= Set problem =
Copy all of the material exactly. Pictures are not to appear in the copy.

--- Source data ---

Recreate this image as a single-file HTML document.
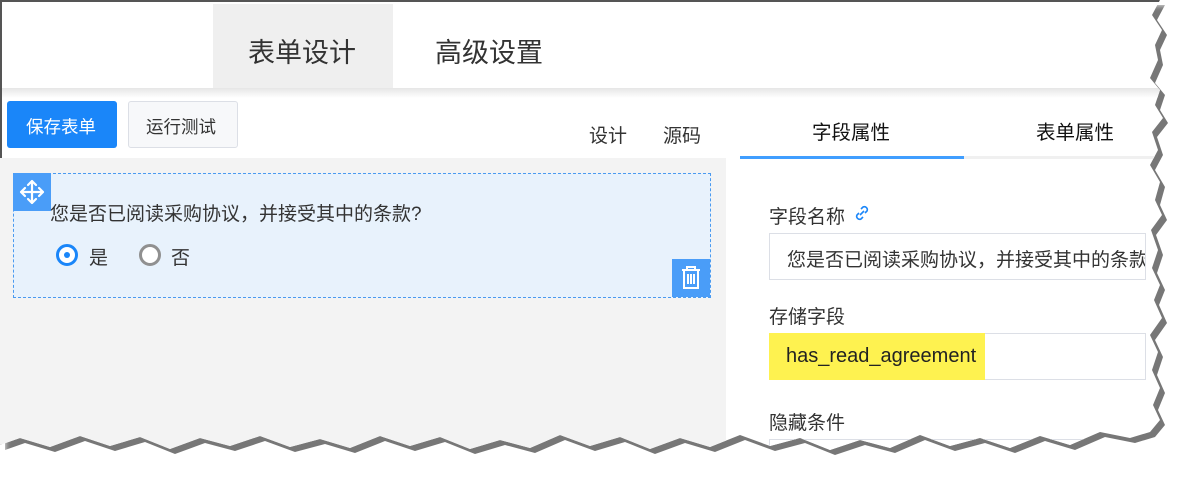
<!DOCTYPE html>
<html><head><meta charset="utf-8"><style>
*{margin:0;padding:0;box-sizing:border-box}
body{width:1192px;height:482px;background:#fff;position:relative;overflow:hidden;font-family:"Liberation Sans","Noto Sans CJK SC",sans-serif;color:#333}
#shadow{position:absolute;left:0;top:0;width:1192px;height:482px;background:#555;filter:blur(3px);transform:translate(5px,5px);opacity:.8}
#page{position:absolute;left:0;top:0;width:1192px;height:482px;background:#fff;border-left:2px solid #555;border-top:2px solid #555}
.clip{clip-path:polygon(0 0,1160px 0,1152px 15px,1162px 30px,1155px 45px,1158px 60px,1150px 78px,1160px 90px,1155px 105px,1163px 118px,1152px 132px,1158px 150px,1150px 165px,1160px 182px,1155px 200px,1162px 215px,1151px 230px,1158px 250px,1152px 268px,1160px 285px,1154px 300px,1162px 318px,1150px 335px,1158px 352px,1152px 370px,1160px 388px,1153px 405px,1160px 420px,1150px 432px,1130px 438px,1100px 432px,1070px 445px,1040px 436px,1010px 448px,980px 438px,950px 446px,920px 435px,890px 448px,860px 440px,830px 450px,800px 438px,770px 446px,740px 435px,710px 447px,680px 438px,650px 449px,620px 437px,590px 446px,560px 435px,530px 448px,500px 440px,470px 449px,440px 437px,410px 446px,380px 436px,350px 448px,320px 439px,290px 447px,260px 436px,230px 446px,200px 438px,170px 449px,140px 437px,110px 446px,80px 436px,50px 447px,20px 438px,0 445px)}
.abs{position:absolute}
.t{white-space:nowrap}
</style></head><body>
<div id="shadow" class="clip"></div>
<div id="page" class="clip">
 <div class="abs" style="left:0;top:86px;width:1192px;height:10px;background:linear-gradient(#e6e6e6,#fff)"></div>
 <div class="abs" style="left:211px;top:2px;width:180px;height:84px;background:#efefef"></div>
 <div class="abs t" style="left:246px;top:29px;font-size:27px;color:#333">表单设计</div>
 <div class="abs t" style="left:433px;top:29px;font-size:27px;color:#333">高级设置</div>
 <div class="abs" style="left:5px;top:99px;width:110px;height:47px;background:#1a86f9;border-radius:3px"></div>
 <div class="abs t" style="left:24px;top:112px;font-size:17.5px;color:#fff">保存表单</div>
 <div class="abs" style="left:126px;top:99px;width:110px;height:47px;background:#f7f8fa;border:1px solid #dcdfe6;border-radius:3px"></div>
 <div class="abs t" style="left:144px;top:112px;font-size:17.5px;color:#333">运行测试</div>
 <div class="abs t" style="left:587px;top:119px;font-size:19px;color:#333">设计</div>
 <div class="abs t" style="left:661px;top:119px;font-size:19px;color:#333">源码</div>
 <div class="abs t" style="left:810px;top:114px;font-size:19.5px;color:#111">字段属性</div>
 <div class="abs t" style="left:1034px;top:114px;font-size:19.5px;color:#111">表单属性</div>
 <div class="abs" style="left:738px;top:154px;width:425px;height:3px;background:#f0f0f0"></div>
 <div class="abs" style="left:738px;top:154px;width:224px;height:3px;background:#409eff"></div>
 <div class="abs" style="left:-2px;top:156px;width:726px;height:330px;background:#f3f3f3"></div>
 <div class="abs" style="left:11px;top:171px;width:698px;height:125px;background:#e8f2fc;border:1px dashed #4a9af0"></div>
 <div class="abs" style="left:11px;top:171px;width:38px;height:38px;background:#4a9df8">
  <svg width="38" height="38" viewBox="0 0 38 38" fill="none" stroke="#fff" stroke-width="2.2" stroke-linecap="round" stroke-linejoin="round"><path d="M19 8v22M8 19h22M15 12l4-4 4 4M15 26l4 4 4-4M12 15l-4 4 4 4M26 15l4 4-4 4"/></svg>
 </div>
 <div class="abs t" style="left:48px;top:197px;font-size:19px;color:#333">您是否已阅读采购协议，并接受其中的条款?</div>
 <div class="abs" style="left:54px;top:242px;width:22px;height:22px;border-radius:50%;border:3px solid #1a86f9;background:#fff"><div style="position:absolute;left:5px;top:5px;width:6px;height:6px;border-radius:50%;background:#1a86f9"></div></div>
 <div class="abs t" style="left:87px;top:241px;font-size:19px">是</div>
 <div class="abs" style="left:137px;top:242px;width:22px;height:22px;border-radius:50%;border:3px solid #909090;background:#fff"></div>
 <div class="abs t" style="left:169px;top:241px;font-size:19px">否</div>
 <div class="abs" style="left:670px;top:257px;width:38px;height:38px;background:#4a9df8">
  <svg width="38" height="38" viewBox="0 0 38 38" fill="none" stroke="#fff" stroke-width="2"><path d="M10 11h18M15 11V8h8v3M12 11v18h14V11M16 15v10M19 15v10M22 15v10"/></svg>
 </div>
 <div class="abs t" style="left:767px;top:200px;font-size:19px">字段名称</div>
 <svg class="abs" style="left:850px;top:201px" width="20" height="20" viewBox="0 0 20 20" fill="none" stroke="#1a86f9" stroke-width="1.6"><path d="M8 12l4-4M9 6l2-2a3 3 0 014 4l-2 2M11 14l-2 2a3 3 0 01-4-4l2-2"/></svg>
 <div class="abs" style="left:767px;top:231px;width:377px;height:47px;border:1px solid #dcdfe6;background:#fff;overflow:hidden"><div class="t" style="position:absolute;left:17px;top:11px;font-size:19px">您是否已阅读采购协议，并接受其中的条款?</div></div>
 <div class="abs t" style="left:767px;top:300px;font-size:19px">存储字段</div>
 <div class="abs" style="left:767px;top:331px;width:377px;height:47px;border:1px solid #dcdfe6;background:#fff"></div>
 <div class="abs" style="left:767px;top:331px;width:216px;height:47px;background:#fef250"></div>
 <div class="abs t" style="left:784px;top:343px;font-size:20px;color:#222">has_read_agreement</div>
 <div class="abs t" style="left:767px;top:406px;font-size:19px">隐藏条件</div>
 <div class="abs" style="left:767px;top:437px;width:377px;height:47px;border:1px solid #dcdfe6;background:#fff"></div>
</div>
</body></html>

---

= Output below =
Recreate this image as a single-file HTML document.
<!DOCTYPE html>
<html><head><meta charset="utf-8"><style>
*{margin:0;padding:0;box-sizing:border-box}
body{width:1192px;height:482px;background:#fff;position:relative;overflow:hidden;font-family:"Liberation Sans","Noto Sans CJK SC",sans-serif;color:#333}
#shadow{position:absolute;left:0;top:0;width:1192px;height:482px;background:#555;filter:blur(3px);transform:translate(5px,5px);opacity:.8}
#page{position:absolute;left:0;top:0;width:1192px;height:482px;background:#fff;border-left:2px solid #555;border-top:2px solid #555}
.clip{clip-path:polygon(0 0,1160px 0,1152px 15px,1162px 30px,1155px 45px,1158px 60px,1150px 78px,1160px 90px,1155px 105px,1163px 118px,1152px 132px,1158px 150px,1150px 165px,1160px 182px,1155px 200px,1162px 215px,1151px 230px,1158px 250px,1152px 268px,1160px 285px,1154px 300px,1162px 318px,1150px 335px,1158px 352px,1152px 370px,1160px 388px,1153px 405px,1160px 420px,1150px 432px,1130px 438px,1100px 432px,1070px 445px,1040px 436px,1010px 448px,980px 438px,950px 446px,920px 435px,890px 448px,860px 440px,830px 450px,800px 438px,770px 446px,740px 435px,710px 447px,680px 438px,650px 449px,620px 437px,590px 446px,560px 435px,530px 448px,500px 440px,470px 449px,440px 437px,410px 446px,380px 436px,350px 448px,320px 439px,290px 447px,260px 436px,230px 446px,200px 438px,170px 449px,140px 437px,110px 446px,80px 436px,50px 447px,20px 438px,0 445px)}
.abs{position:absolute}
.t{white-space:nowrap}
</style></head><body>
<div id="shadow" class="clip"></div>
<div id="page" class="clip">
 <div class="abs" style="left:0;top:86px;width:1192px;height:10px;background:linear-gradient(#e6e6e6,#fff)"></div>
 <div class="abs" style="left:211px;top:2px;width:180px;height:84px;background:#efefef"></div>
 <div class="abs t" style="left:246px;top:29px;font-size:27px;color:#333">表单设计</div>
 <div class="abs t" style="left:433px;top:29px;font-size:27px;color:#333">高级设置</div>
 <div class="abs" style="left:5px;top:99px;width:110px;height:47px;background:#1a86f9;border-radius:3px"></div>
 <div class="abs t" style="left:24px;top:112px;font-size:17.5px;color:#fff">保存表单</div>
 <div class="abs" style="left:126px;top:99px;width:110px;height:47px;background:#f7f8fa;border:1px solid #dcdfe6;border-radius:3px"></div>
 <div class="abs t" style="left:144px;top:112px;font-size:17.5px;color:#333">运行测试</div>
 <div class="abs t" style="left:587px;top:119px;font-size:19px;color:#333">设计</div>
 <div class="abs t" style="left:661px;top:119px;font-size:19px;color:#333">源码</div>
 <div class="abs t" style="left:810px;top:114px;font-size:19.5px;color:#111">字段属性</div>
 <div class="abs t" style="left:1034px;top:114px;font-size:19.5px;color:#111">表单属性</div>
 <div class="abs" style="left:738px;top:154px;width:425px;height:3px;background:#f0f0f0"></div>
 <div class="abs" style="left:738px;top:154px;width:224px;height:3px;background:#409eff"></div>
 <div class="abs" style="left:-2px;top:156px;width:726px;height:330px;background:#f3f3f3"></div>
 <div class="abs" style="left:11px;top:171px;width:698px;height:125px;background:#e8f2fc;border:1px dashed #4a9af0"></div>
 <div class="abs" style="left:11px;top:171px;width:38px;height:38px;background:#4a9df8">
  <svg width="38" height="38" viewBox="0 0 38 38" fill="none" stroke="#fff" stroke-width="2.2" stroke-linecap="round" stroke-linejoin="round"><path d="M19 8v22M8 19h22M15 12l4-4 4 4M15 26l4 4 4-4M12 15l-4 4 4 4M26 15l4 4-4 4"/></svg>
 </div>
 <div class="abs t" style="left:48px;top:197px;font-size:19px;color:#333">您是否已阅读采购协议，并接受其中的条款?</div>
 <div class="abs" style="left:54px;top:242px;width:22px;height:22px;border-radius:50%;border:3px solid #1a86f9;background:#fff"><div style="position:absolute;left:5px;top:5px;width:6px;height:6px;border-radius:50%;background:#1a86f9"></div></div>
 <div class="abs t" style="left:87px;top:241px;font-size:19px">是</div>
 <div class="abs" style="left:137px;top:242px;width:22px;height:22px;border-radius:50%;border:3px solid #909090;background:#fff"></div>
 <div class="abs t" style="left:169px;top:241px;font-size:19px">否</div>
 <div class="abs" style="left:670px;top:257px;width:38px;height:38px;background:#4a9df8">
  <svg width="38" height="38" viewBox="0 0 38 38" fill="none" stroke="#fff" stroke-width="2"><path d="M10 11h18M15 11V8h8v3M12 11v18h14V11M16 15v10M19 15v10M22 15v10"/></svg>
 </div>
 <div class="abs t" style="left:767px;top:200px;font-size:19px">字段名称</div>
 <svg class="abs" style="left:850px;top:201px" width="20" height="20" viewBox="0 0 20 20" fill="none" stroke="#1a86f9" stroke-width="1.6"><path d="M8 12l4-4M9 6l2-2a3 3 0 014 4l-2 2M11 14l-2 2a3 3 0 01-4-4l2-2"/></svg>
 <div class="abs" style="left:767px;top:231px;width:377px;height:47px;border:1px solid #dcdfe6;background:#fff;overflow:hidden"><div class="t" style="position:absolute;left:17px;top:11px;font-size:19px">您是否已阅读采购协议，并接受其中的条款?</div></div>
 <div class="abs t" style="left:767px;top:300px;font-size:19px">存储字段</div>
 <div class="abs" style="left:767px;top:331px;width:377px;height:47px;border:1px solid #dcdfe6;background:#fff"></div>
 <div class="abs" style="left:767px;top:331px;width:216px;height:47px;background:#fef250"></div>
 <div class="abs t" style="left:784px;top:343px;font-size:20px;color:#222">has_read_agreement</div>
 <div class="abs t" style="left:767px;top:406px;font-size:19px">隐藏条件</div>
 <div class="abs" style="left:767px;top:437px;width:377px;height:47px;border:1px solid #dcdfe6;background:#fff"></div>
</div>
</body></html>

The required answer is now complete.